The Sailor Moon universe has gifted anime fandom with a rich ensemble of guardians, each resonating through distinct personalities and elemental might. Among them, Sailor Jupiter commands immediate attention: a fighter who can summon lightning, wrestle a monster to the ground, and then turn around to bake the perfect cherry pie. Makoto Kino’s alter ego is far more than a brute-force stereotype. Her transformative powers intertwine thunder, flora, and raw physical prowess, creating a combat style that feels both ancient and refreshingly direct. To understand what makes her so compelling, you have to look beyond the flashy attack names and see how her abilities and limitations form a complete, emotionally resonant hero.

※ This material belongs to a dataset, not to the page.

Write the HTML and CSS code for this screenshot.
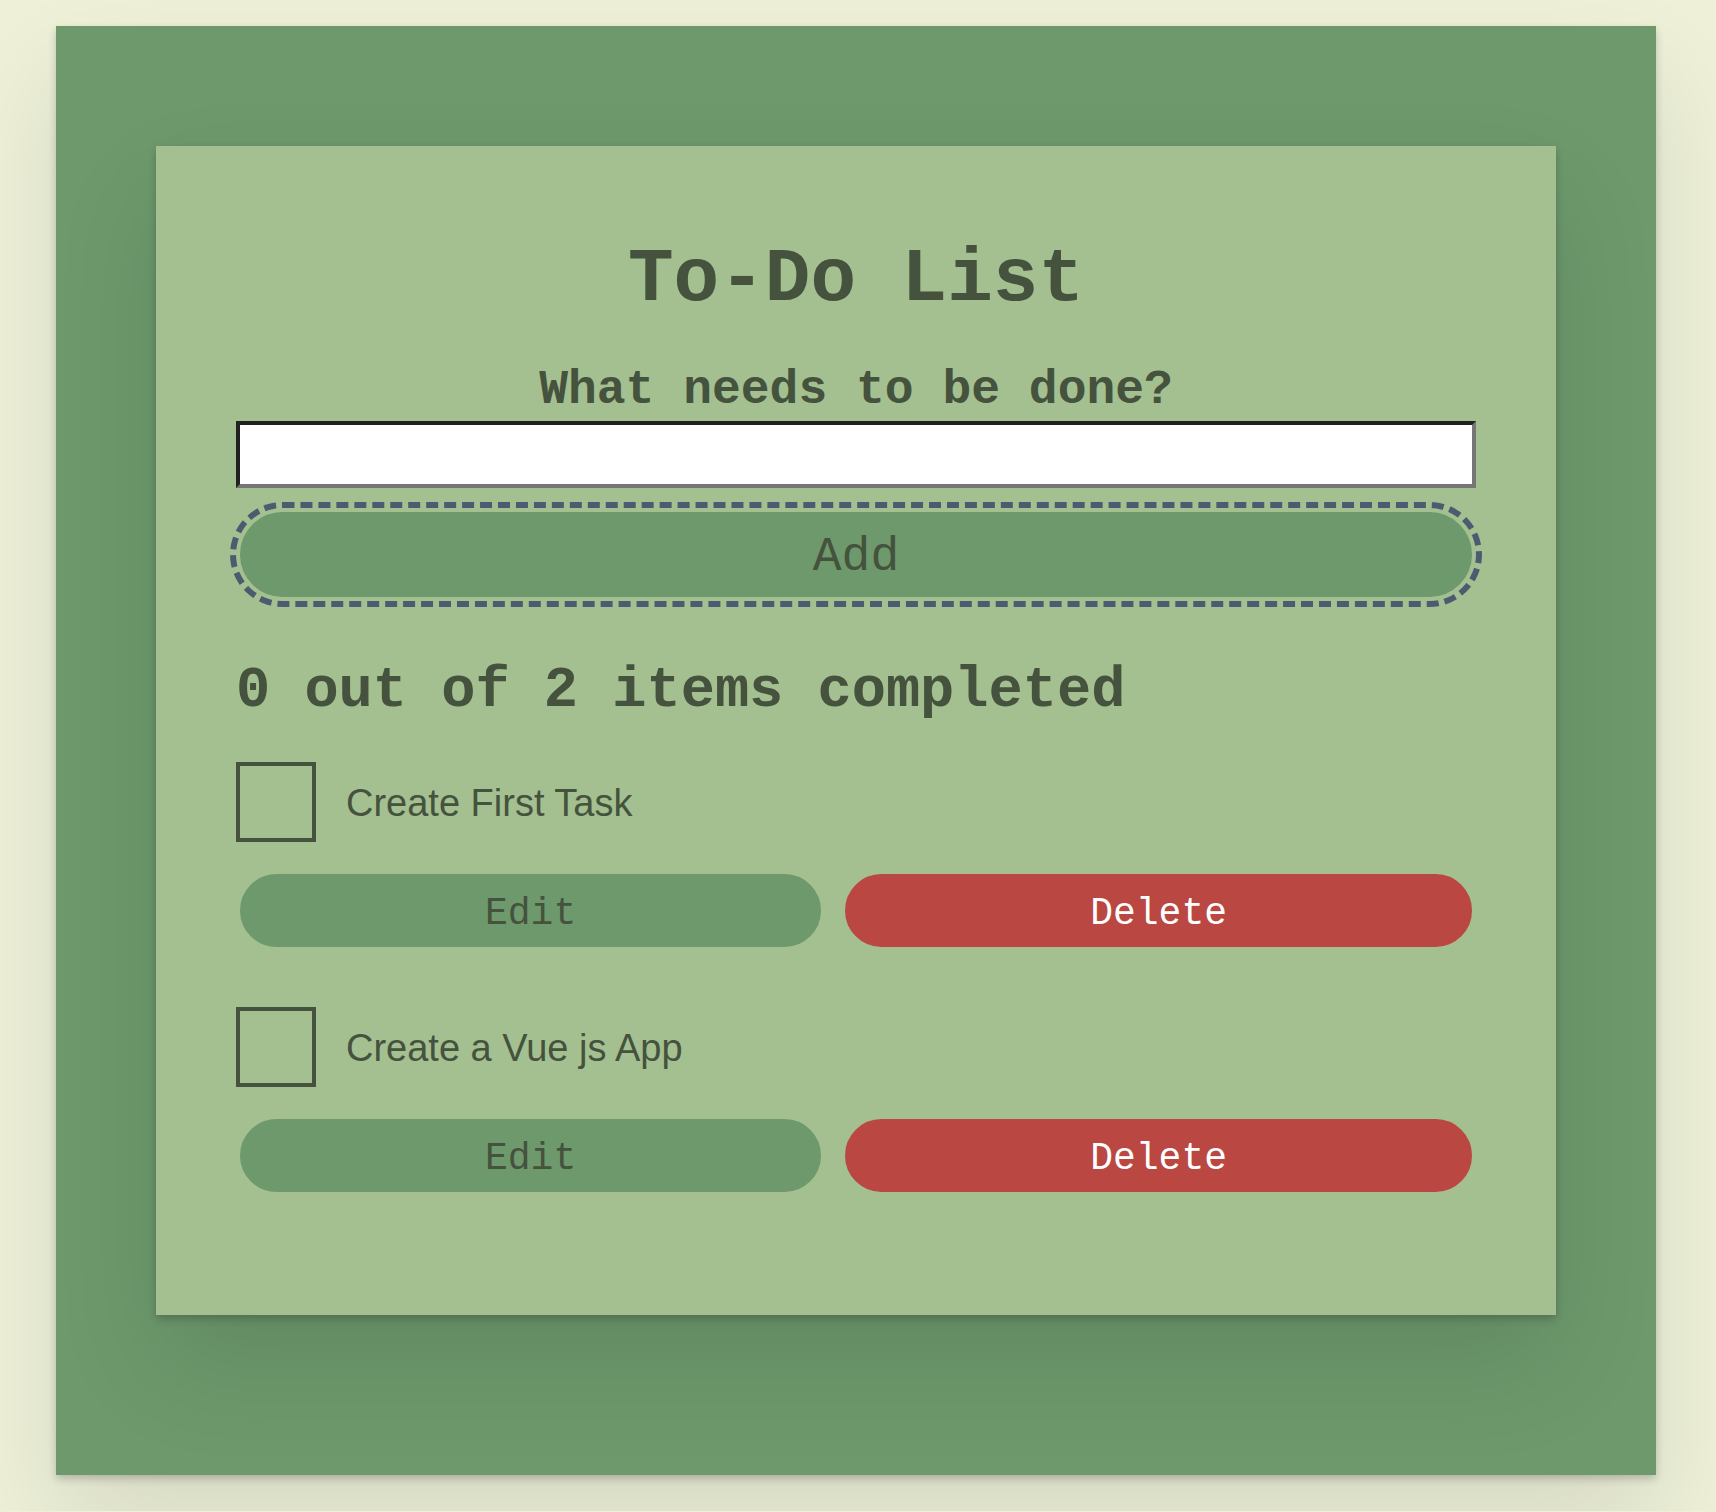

Origins and the Makoto Kino Blueprint

Before she ever raised a Lightning Rod, Makoto was a transfer student with a reputation that preceded her. Taller than most of her classmates, rumored to have been expelled for fighting, she arrived at Juuban Municipal Junior High School carrying the grief of losing her parents in a plane crash. That tragedy forged an independent spirit, but also left a soft heart that craves domestic warmth and belonging. Her civilian life is built around cooking, gardening, and protecting those smaller than herself—traits that directly feed into her Senshi identity. When she awakens as Sailor Jupiter, the lonely girl becomes the storm. It’s not a simple power-up; it’s a magical girl transformation rooted in classical myth and a deeply personal need to shield others.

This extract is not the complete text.